Performance Benchmarking of RSA Libraries

1. Performance Benchmarking of RSA Libraries

This article provides a comprehensive introduction to the performance benchmarking of RSA libraries, geared towards beginners with some foundational understanding of cryptography and programming. We will explore the necessity of benchmarking, the factors influencing performance, common libraries, benchmarking methodologies, and interpretation of results. This article assumes familiarity with basic concepts of Cryptography and Asymmetric key cryptography.

Introduction

RSA (Rivest–Shamir–Adleman) is one of the most widely used public-key cryptosystems for secure data transmission. Its security relies on the practical difficulty of factoring the product of two large prime numbers, the modulus. However, the computational intensity of RSA operations – key generation, encryption, and decryption – makes performance a critical concern, especially in resource-constrained environments or high-throughput applications. Different RSA libraries implement the algorithm in varying ways, utilizing different optimizations and programming languages. Therefore, simply choosing a "well-known" library doesn't guarantee optimal performance. This is where performance benchmarking comes into play.

Benchmarking is the systematic process of evaluating the performance characteristics of a system, component, or software under defined conditions. In the context of RSA libraries, benchmarking involves measuring the time taken to perform specific RSA operations (key generation, encryption, decryption) with varying key sizes and comparing the results across different libraries. This allows developers and system administrators to make informed decisions about which library best suits their needs. Poorly chosen libraries can lead to unacceptable latency, increased resource consumption, and potentially, security vulnerabilities due to implementation flaws exacerbated by timing attacks. Understanding Timing Attacks is crucial in this context.

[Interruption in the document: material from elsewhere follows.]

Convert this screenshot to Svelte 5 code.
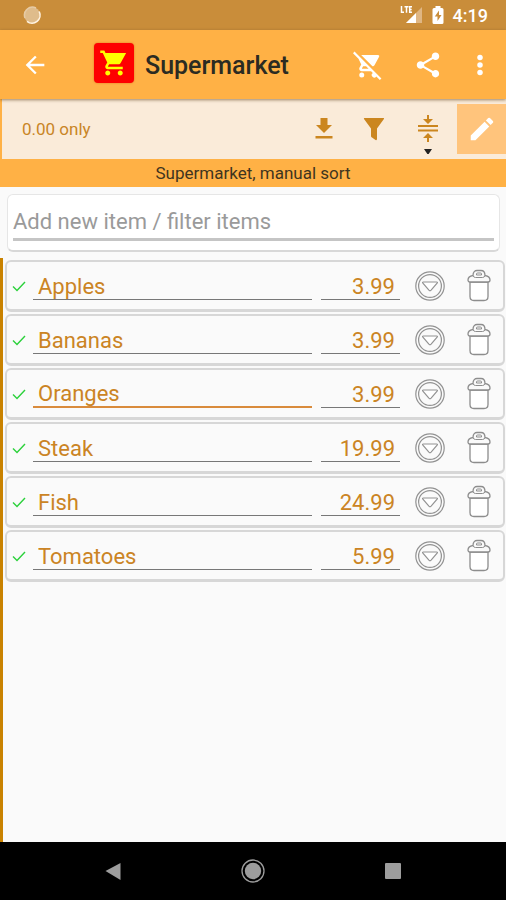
<script>
  let items = $state([
    { name: 'Apples', price: '3.99' },
    { name: 'Bananas', price: '3.99' },
    { name: 'Oranges', price: '3.99', active: true },
    { name: 'Steak', price: '19.99' },
    { name: 'Fish', price: '24.99' },
    { name: 'Tomatoes', price: '5.99' }
  ]);
  let query = $state('');
</script>

<div class="screen">
  <div class="status">
    <svg class="spinner" width="20" height="20" viewBox="0 0 20 20">
      <circle cx="10" cy="10" r="8" fill="#dfbc8b" />
      <path d="M17.2 6.5A8 8 0 0 1 5 16.3" fill="none" stroke="#fff3e2" stroke-width="1.600" />
      <path d="M3 13A8 8 0 0 1 14 3" fill="none" stroke="#e6cba5" stroke-width="1.500" />
    </svg>
    <svg width="24" height="20" viewBox="0 0 24 20">
      <path d="M22 2v16H6z" fill="#dfb683" />
      <path d="M16 8v10H6z" fill="#fff" />
      <path d="M0 0h13v9H0z" fill="#c98d3a" />
      <path d="M1.500 1v6.200h2.500M4.500 1.700h4M6.500 1.700v6M12 1.700H9.700v5.500H12M9.700 4.400h2" fill="none" stroke="#fff" stroke-width="1.500" />
    </svg>
    <svg class="battery" width="12" height="20" viewBox="0 0 12 20">
      <path d="M3.500 1h5v2H10q1.500 0 1.500 1.500v13q0 1.500-1.500 1.500H2Q.5 19 .5 17.500v-13Q.5 3 2 3h1.500z" fill="#fff" />
      <path d="M7 5.500 2.800 11.500h2.700V16l4-6H7z" fill="#c98d3a" />
    </svg>
    <time>4:19</time>
  </div>

  <header class="appbar">
    <button class="back" aria-label="Back">
      <svg width="28" height="28" viewBox="0 0 24 24" fill="#fff"><path d="M20 11H7.830l5.590-5.590L12 4l-8 8 8 8 1.410-1.410L7.830 13H20z" /></svg>
    </button>
    <span class="logo">
      <svg width="30" height="30" viewBox="0 0 24 24" fill="#ff0"><path d="M7 18c-1.100 0-2 .9-2 2s.9 2 2 2 2-.9 2-2-.9-2-2-2zM1 2v2h2l3.600 7.590-1.350 2.450c-.16.280-.25.610-.25.960 0 1.100.9 2 2 2h12v-2H7.420c-.14 0-.25-.11-.25-.25l.03-.12.900-1.630h7.450c.75 0 1.410-.41 1.750-1.030L21.700 4H5.210l-.94-2H1zm16 16c-1.100 0-2 .9-2 2s.9 2 2 2 2-.9 2-2-.9-2-2-2z" /></svg>
    </span>
    <h1>Supermarket</h1>
    <button class="cart" aria-label="Remove purchased">
      <svg width="30" height="30" viewBox="0 0 24 24" fill="#fff"><path d="M22.730 22.730 2.770 2.770 2 2l-.73-.73L0 2.540l4.390 4.390 2.210 4.660-1.350 2.450c-.16.280-.25.610-.25.960 0 1.100.9 2 2 2h7.460l1.380 1.380A2 2 0 1 0 18.640 21.170L21.460 24l1.270-1.270zM7.420 15c-.14 0-.25-.11-.25-.25l.03-.12.900-1.630h2.360l2 2H7.420zm8.130-2c.75 0 1.410-.41 1.750-1.030l3.580-6.490A1 1 0 0 0 20 4H6.540l9.010 9zM7 18a2 2 0 1 0 0 4 2 2 0 0 0 0-4z" /></svg>
    </button>
    <button class="share" aria-label="Share">
      <svg width="30" height="30" viewBox="0 0 24 24" fill="#fff"><path d="M18 16.080c-.76 0-1.440.3-1.960.77L8.910 12.700c.05-.23.090-.46.090-.7s-.04-.47-.09-.7l7.050-4.110c.54.5 1.250.81 2.040.81 1.660 0 3-1.340 3-3s-1.340-3-3-3-3 1.340-3 3c0 .24.040.47.090.7L8.040 9.810C7.500 9.310 6.790 9 6 9c-1.660 0-3 1.340-3 3s1.340 3 3 3c.79 0 1.500-.31 2.040-.81l7.120 4.160c-.05.210-.08.430-.08.650 0 1.610 1.310 2.920 2.920 2.920s2.920-1.310 2.920-2.920-1.310-2.920-2.920-2.920z" /></svg>
    </button>
    <button class="more" aria-label="More options">
      <svg width="30" height="30" viewBox="0 0 24 24" fill="#fff"><circle cx="12" cy="6" r="2.200" /><circle cx="12" cy="12" r="2.200" /><circle cx="12" cy="18" r="2.200" /></svg>
    </button>
  </header>

  <div class="toolbar">
    <span class="total">0.00 only</span>
    <button aria-label="Collect">
      <svg width="30" height="30" viewBox="0 0 30 30" fill="#cb861f"><path d="M11.500 4h7v7H23l-8 8-8-8h4.500zM6.500 22h17v2.500h-17z" /></svg>
    </button>
    <button aria-label="Filter">
      <svg width="30" height="30" viewBox="0 0 30 30" fill="#cb861f"><path d="M5.500 4h19q1 0 .4 1L18 14.500V25q0 1.500-1.500 1L13 23.500q-1-.5-1-1.500v-7.500L5 5q-.5-1 .5-1z" /></svg>
    </button>
    <button class="sort" aria-label="Sort order">
      <svg width="30" height="50" viewBox="0 0 30 50"><path d="M5 22h20M5 26.500h20" stroke="#cb861f" stroke-width="2.200" /><path d="M14 11h2v4h4l-5 5-5-5h4zM14 38h2v-4h4l-5-5-5 5h4z" fill="#cb861f" /><path d="M11 45h8l-4 6z" fill="#222" /></svg>
    </button>
    <button class="edit" aria-label="Edit mode">
      <svg width="30" height="30" viewBox="0 0 24 24" fill="#fff"><path d="M3 17.250V21h3.750L17.810 9.940l-3.750-3.750L3 17.250zM20.710 7.040a1 1 0 0 0 0-1.410l-2.340-2.340a1 1 0 0 0-1.410 0l-1.830 1.830 3.750 3.750 1.830-1.830z" /></svg>
    </button>
  </div>
  <div class="band">Supermarket, manual sort</div>

  <div class="search">
    <input type="text" aria-label="Add new item or filter items" placeholder="Add new item / filter items" bind:value={query} />
  </div>

  <main class="list">
    {#each items as item}
      <div class="row">
        <svg class="tick" width="14" height="14" viewBox="0 0 14 14"><path d="M1 7.500 5 11.500 13 3" fill="none" stroke="#2bd13b" stroke-width="1.400" /></svg>
        <input class="name" class:active={item.active} type="text" aria-label="Item name" bind:value={item.name} />
        <input class="price" type="text" inputmode="decimal" aria-label="Price of {item.name}" bind:value={item.price} />
        <button aria-label="Options for {item.name}">
          <svg width="32" height="32" viewBox="0 0 32 32" fill="none" stroke="#929292" stroke-width="1.200"><circle cx="16" cy="16" r="14.200" /><circle cx="16" cy="16" r="11.400" /><path d="M9.500 12h13q1.500 0 .6 1.200l-6 7q-1.100 1.200-2.200 0l-6-7Q8 12 9.500 12z" fill="#fff" /></svg>
        </button>
        <button class="delete" aria-label="Delete {item.name}">
          <svg width="26" height="34" viewBox="0 0 26 34" stroke="#8d8d8d" stroke-width="1.300" stroke-linejoin="round"><path d="M4 13v14.500q0 4 4 4h10q4 0 4-4V13z" fill="#fff" /><path d="M7 6.500C7 3 9 1.500 11 1.500h4c2 0 4 1.500 4 5 3.500.6 5 2.500 5 4.500 0 1.300-.7 2-2 2H4c-1.300 0-2-.7-2-2 0-2 1.500-3.900 5-4.500z" fill="#fafafa" /><path d="M10.500 6V5q0-1 1-1h3q1 0 1 1v1zM7 6.500q.5 2 2.500 2h7q2 0 2.500-2" fill="none" stroke-width="1" /></svg>
        </button>
      </div>
    {/each}
  </main>

  <nav class="navbar" aria-label="System navigation">
    <button aria-label="System back"><svg width="24" height="24" viewBox="0 0 24 24"><path d="M4.500 12 19.500 4v17z" fill="#9d9d9d" /></svg></button>
    <button aria-label="Home"><svg width="24" height="24" viewBox="0 0 24 24"><circle cx="12" cy="12" r="11" fill="none" stroke="#9d9d9d" stroke-width="1.300" /><circle cx="12" cy="12" r="8.200" fill="#9d9d9d" /></svg></button>
    <button aria-label="Recent apps"><svg width="24" height="24" viewBox="0 0 24 24"><rect x="4" y="4" width="16" height="16" rx="1" fill="#9d9d9d" /></svg></button>
  </nav>
</div>

<style>
  :global(body) {
    margin: 0;
    background: #fafafa;
  }
  .screen {
    display: flex;
    flex-direction: column;
    min-height: 100vh;
    background: #fafafa;
    font-family: Roboto, sans-serif;
  }
  svg {
    display: block;
    flex: none;
  }
  button {
    display: flex;
    align-items: center;
    justify-content: center;
    flex: none;
    padding: 0;
    border: 0;
    background: none;
  }
  input {
    box-sizing: border-box;
    min-width: 0;
    padding: 0;
    border: 0;
    border-radius: 0;
    outline: 0;
    background: none;
    font-family: inherit;
    font-size: 22px;
  }
  .status {
    display: flex;
    align-items: center;
    height: 30px;
    padding: 0 18px 0 22px;
    background: #c98d3a;
  }
  .spinner {
    margin-right: auto;
  }
  .battery {
    margin: 0 9px 0 8px;
  }
  time {
    color: #fff;
    font-size: 18px;
    font-weight: 500;
  }
  .appbar {
    position: relative;
    display: flex;
    align-items: center;
    height: 69px;
    padding-right: 4px;
    background: #ffb145;
    box-shadow: 0 1px 3px rgba(90, 60, 20, 0.6);
  }
  .back {
    width: 70px;
    height: 56px;
  }
  .logo {
    display: flex;
    align-items: center;
    justify-content: center;
    width: 40px;
    height: 40px;
    margin: 0 11px 4px 24px;
    border-radius: 4px;
    background: #fe0000;
    box-shadow: 0 0 2px rgba(200, 60, 0, 0.6);
  }
  h1 {
    flex: 1;
    margin: 0;
    padding-top: 2px;
    color: #2b2b22;
    font-size: 25px;
    font-weight: 500;
  }
  .cart,
  .share {
    width: 60px;
    height: 56px;
  }
  .more {
    width: 44px;
    height: 56px;
  }
  .toolbar {
    display: flex;
    align-items: center;
    height: 60px;
    border-left: 2px solid #ffb145;
    background: #faebd9;
  }
  .total {
    flex: 1;
    padding-left: 20px;
    color: #c98526;
    font-size: 17px;
  }
  .toolbar button {
    width: 50px;
    height: 50px;
  }
  .toolbar .sort {
    width: 58px;
  }
  .toolbar .edit {
    width: 49px;
    background: #ffc47c;
  }
  .band {
    height: 28px;
    background: #ffb145;
    color: #3f351f;
    font-size: 17px;
    line-height: 28px;
    text-align: center;
  }
  .search {
    display: flex;
    margin: 7px 6px 0 7px;
    padding: 6px 5px 9px;
    border: 1px solid #e6e6e6;
    border-bottom: 2px solid #d8d8d8;
    border-radius: 6px;
    background: #fff;
  }
  .search input {
    flex: 1;
    height: 40px;
    padding-top: 4px;
    border-bottom: 3px solid #c5c5c5;
    color: #555;
  }
  .search input::placeholder {
    color: #9a9a9a;
    opacity: 1;
  }
  .list {
    display: flex;
    flex: 1;
    flex-direction: column;
    gap: 2px;
    margin-top: 6px;
    padding: 2px 1px 8px 2px;
    border-left: 3px solid #c98200;
  }
  .row {
    display: flex;
    align-items: center;
    box-sizing: border-box;
    height: 52px;
    padding-left: 5px;
    border: 2px solid #d7d7d7;
    border-bottom-width: 3px;
    border-radius: 6px;
    background: #fafafa;
  }
  .row input {
    height: 28px;
    padding: 2px 5px 0;
    border-bottom: 1px solid #777;
    color: #cb8424;
  }
  .name {
    flex: 1;
    margin: 0 9px 0 7px;
  }
  .row .active {
    border-bottom: 2px solid #d98b3c;
  }
  .price {
    width: 79px;
    margin-right: 5px;
    text-align: right;
  }
  .row button {
    width: 49px;
    height: 46px;
  }
  .row .delete {
    width: 50px;
    margin-right: -1px;
  }
  .navbar {
    display: flex;
    align-items: center;
    justify-content: center;
    gap: 92px;
    height: 58px;
    background: #000;
  }
  .navbar button {
    width: 48px;
    height: 48px;
  }
</style>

Why Benchmark RSA Libraries?

Several compelling reasons drive the need for RSA library benchmarking:

• **Performance Optimization:** Identifying the fastest library for a specific application can significantly improve overall system performance. This is particularly critical in applications like TLS/SSL, digital signatures, and VPNs, where RSA operations are performed frequently. Optimized performance directly translates to reduced latency and increased throughput.
• **Resource Constraints:** In embedded systems, mobile devices, and IoT applications, computational resources are limited. Benchmarking helps select a library that minimizes resource consumption (CPU, memory) while maintaining acceptable performance. Consider the impact on Battery Life in mobile applications.
• **Security Considerations:** While not directly a security measure, performance can indirectly impact security. Slow encryption/decryption times can make a system more vulnerable to denial-of-service (DoS) attacks. Furthermore, some libraries may be more susceptible to side-channel attacks due to their implementation details.
• **Library Selection:** A wide range of RSA libraries are available, each with its own strengths and weaknesses. Benchmarking provides a data-driven basis for comparing libraries and choosing the most appropriate one for a given application.
• **Code Optimization:** Benchmarking can help identify performance bottlenecks within an application that uses RSA, leading to targeted code optimization efforts. Understanding Profiling Tools is vital for this step.
• **Platform Specificity:** Performance can vary significantly across different hardware platforms (x86, ARM, etc.) and operating systems. Benchmarking on the target platform is essential for accurate results. Consider the impact of CPU Architecture on cryptographic performance.
• **Compliance and Standards:** Some industries have specific performance requirements for cryptographic operations. Benchmarking can help ensure that a system meets these requirements. Refer to standards like FIPS 140-2.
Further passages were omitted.